We should notice that Foreign Secretary Palmerston was unduly naive in his assessment. The Circassians were under brutal Ottoman control, and had little choice but to "complain" following their masters' wishes. But less assume, for the sake of argument, that the assessment is largely true. Let's assume the Circassians accepted slave concubinage and even tried to make the best of it. Let's also assume that Christian parents in the Balkans were sometimes happy their children were enslaved. Does that make the Ottomans less guilty? Does that make Islam, which mandates an inferior status for Christian and Jews, and allows both slavery and the sexual abuse of slave girls any less guilty?

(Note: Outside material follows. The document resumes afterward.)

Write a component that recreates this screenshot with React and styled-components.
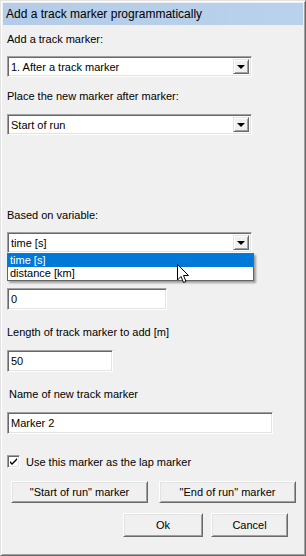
import styled, { createGlobalStyle } from "styled-components";

const GlobalStyle = createGlobalStyle`
  html, body {
    margin: 0;
    padding: 0;
    background: #f0f0f0;
  }
  * {
    box-sizing: border-box;
  }
`;

const Window = styled.div`
  position: relative;
  width: 306px;
  height: 556px;
  background: #f0f0f0;
  border-top: 1px solid #e3e3e3;
  border-left: 1px solid #e3e3e3;
  border-right: 1px solid #696969;
  border-bottom: 1px solid #696969;
  box-shadow: inset 1px 1px 0 #ffffff, inset -1px -1px 0 #a0a0a0;
  padding: 2px;
  font-family: "Liberation Sans", Arial, sans-serif;
  font-size: 11px;
  color: #000;
  overflow: hidden;
`;

const TitleBar = styled.div`
  height: 22px;
  display: flex;
  align-items: center;
  padding-left: 3px;
  background: linear-gradient(90deg, #b4cce7, #b9d1ea);
  font-size: 12px;
  color: #000;
`;

const Body = styled.div`
  position: relative;
  display: flex;
  flex-direction: column;
  align-items: flex-start;
  padding-left: 4px;
`;

const Label = styled.div`
  margin-top: ${(p) => p.$top}px;
  margin-left: ${(p) => p.$indent || 0}px;
  line-height: 13px;
  height: 13px;
  white-space: nowrap;
`;

const Sunken = styled.div`
  position: relative;
  margin-top: ${(p) => p.$top || 0}px;
  width: ${(p) => p.$width}px;
  height: ${(p) => p.$height || 22}px;
  background: #fff;
  border-top: 1px solid #a0a0a0;
  border-left: 1px solid #a0a0a0;
  border-right: 1px solid #ffffff;
  border-bottom: 1px solid #ffffff;
  box-shadow: inset 1px 1px 0 #696969, inset -1px -1px 0 #e3e3e3;
  display: flex;
  align-items: center;
  padding-left: 3px;
  white-space: nowrap;
`;

const ComboWrap = styled.div`
  position: relative;
  margin-top: ${(p) => p.$top}px;
`;

const ArrowButton = styled.div`
  position: absolute;
  top: 2px;
  right: 2px;
  bottom: 2px;
  width: 16px;
  background: #f0f0f0;
  border-top: 1px solid #e3e3e3;
  border-left: 1px solid #e3e3e3;
  border-right: 1px solid #696969;
  border-bottom: 1px solid #696969;
  box-shadow: inset 1px 1px 0 #ffffff, inset -1px -1px 0 #a0a0a0;
  display: flex;
  align-items: center;
  justify-content: center;
`;

const Triangle = styled.div`
  width: 0;
  height: 0;
  border-left: 4px solid transparent;
  border-right: 4px solid transparent;
  border-top: 4px solid #000;
  margin-top: 1px;
`;

const DropList = styled.div`
  position: absolute;
  left: 0;
  top: 21px;
  width: 247px;
  background: #fff;
  border: 1px solid #646464;
  box-shadow: 2px 2px 2px rgba(0, 0, 0, 0.35);
  z-index: 2;
`;

const DropItem = styled.div`
  height: 13px;
  line-height: 13px;
  padding-left: 2px;
  background: ${(p) => (p.$selected ? "#0078d7" : "#fff")};
  color: ${(p) => (p.$selected ? "#fff" : "#000")};
`;

const Cursor = styled.svg`
  position: absolute;
  left: 170px;
  top: 32px;
  z-index: 3;
`;

const CheckRow = styled.label`
  margin-top: ${(p) => p.$top}px;
  display: flex;
  align-items: center;
  gap: 6px;
  height: 13px;
`;

const CheckBox = styled.div`
  width: 13px;
  height: 13px;
  background: #fff;
  border-top: 1px solid #a0a0a0;
  border-left: 1px solid #a0a0a0;
  border-right: 1px solid #ffffff;
  border-bottom: 1px solid #ffffff;
  box-shadow: inset 1px 1px 0 #696969, inset -1px -1px 0 #e3e3e3;
  display: flex;
  align-items: center;
  justify-content: center;
`;

const ButtonRow = styled.div`
  margin-top: ${(p) => p.$top}px;
  margin-left: ${(p) => p.$left}px;
  display: flex;
  gap: ${(p) => p.$gap}px;
`;

const Button = styled.button`
  width: ${(p) => p.$width}px;
  height: ${(p) => p.$height}px;
  padding: 0;
  font-family: "Liberation Sans", Arial, sans-serif;
  font-size: 11px;
  color: #000;
  background: #f0f0f0;
  border-top: 1px solid #ffffff;
  border-left: 1px solid #ffffff;
  border-right: 1px solid #696969;
  border-bottom: 1px solid #696969;
  box-shadow: inset 1px 1px 0 #e3e3e3, inset -1px -1px 0 #a0a0a0;
  ${(p) => p.$default && "outline: 1px solid #000;"}
`;

function Combo({ top, value, children }) {
  return (
    <ComboWrap $top={top}>
      <Sunken $width={245} $height={21}>
        {value}
        <ArrowButton>
          <Triangle />
        </ArrowButton>
      </Sunken>
      {children}
    </ComboWrap>
  );
}

export default function App() {
  return (
    <>
      <GlobalStyle />
      <Window>
        <TitleBar>Add a track marker programmatically</TitleBar>
        <Body>
          <Label $top={8}>Add a track marker:</Label>
          <Combo top={10} value="1. After a track marker" />
          <Label $top={13}>Place the new marker after marker:</Label>
          <Combo top={11} value="Start of run" />
          <Label $top={74}>Based on variable:</Label>
          <Combo top={10} value="time [s]">
            <DropList>
              <DropItem $selected>time [s]</DropItem>
              <DropItem>distance [km]</DropItem>
            </DropList>
            <Cursor width="13" height="20" viewBox="0 0 13 20">
              <path
                d="M0.5 0.5 L0.5 16 L4 12.5 L6.5 18.5 L9 17.5 L6.5 11.5 L11.5 11.5 Z"
                fill="#fff"
                stroke="#000"
                strokeWidth="1"
              />
            </Cursor>
          </Combo>
          <Sunken $top={35} $width={160}>0</Sunken>
          <Label $top={16}>Length of track marker to add [m]</Label>
          <Sunken $top={11} $width={106}>50</Sunken>
          <Label $top={16} $indent={2}>Name of new track marker</Label>
          <Sunken $top={11} $width={266}>Marker 2</Sunken>
          <CheckRow $top={21}>
            <CheckBox>
              <svg width="9" height="9" viewBox="0 0 9 9">
                <path d="M1 4 L3 6 L8 1 L8 3 L3 8 L1 6 Z" fill="#000" />
              </svg>
            </CheckBox>
            Use this marker as the lap marker
          </CheckRow>
          <ButtonRow $top={13} $left={4} $gap={11}>
            <Button $width={137} $height={22}>"Start of run" marker</Button>
            <Button $width={137} $height={22}>"End of run" marker</Button>
          </ButtonRow>
          <ButtonRow $top={10} $left={116} $gap={8}>
            <Button $width={80} $height={24}>Ok</Button>
            <Button $width={77} $height={24}>Cancel</Button>
          </ButtonRow>
        </Body>
      </Window>
    </>
  );
}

It does not. If anything, it makes it worse. Because oppressing people to the point they would rather have their boys enslaved than remain in a life of despair is no justification. And neither is corrupting mothers to raise their daughters to become concubines. Those are not justifications, but whole new Ottoman--and Islamic--crimes.

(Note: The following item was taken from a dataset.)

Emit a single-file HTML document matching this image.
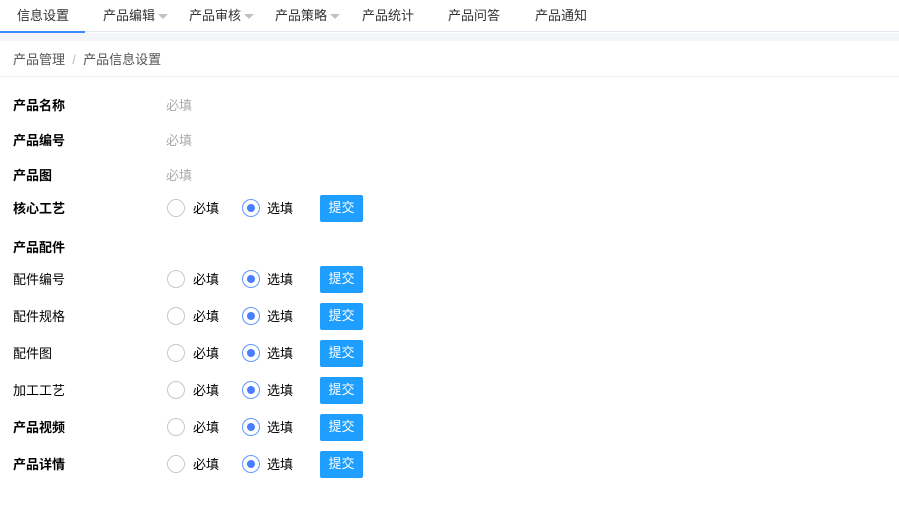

Posted by Ruy Diaz at March 2, 2007 3:53 PM
Comments
It's time all those depending apologies for slavery in the past in the USA didn't stand up and demand an end to all slavery, everywhere, once and for all. I wouldn't dream of asking them to admit it was THEIR cultural tradition in Africa, not ours. Make the UN get over themselves and pass an ultimatum, no more slavery, no more owning, buying or selling of humans by another human, this generation or the next.
Posted by: Catawhumpus
at March 2, 2007 8:47 PM
What most people don't think about is that the slave trade and slavery which had endured for several thousand years ended in the west in an extraordinarily short period of time from basically the beginning of the 19th century to the beginning of the 20th century. They never really ask the question of why, when they do they usually attribute it to the tireless work of a group of committed Christian radicals, Wilberforce for example in Britain. The truth in fact is a little more mundane. Slave labour became too expensive. With the rise of the factory system and industrialization the 18th century, it was found that it was cheaper to hire labour than own it. Slavery was literally prized out of the market. Do you imagine for one moment that a Southern plantation owner would have held on to his slaves if he had had an efficient automatic cotton picking machine in 1835, that harvested his crop at a quarter of the cost it took with slave labour. People like James Watt with all of his inventions which made Steam power and steam engines a practical reality has done more for the eradication of Slavery than any Christian preacher with a bee in his bonnet.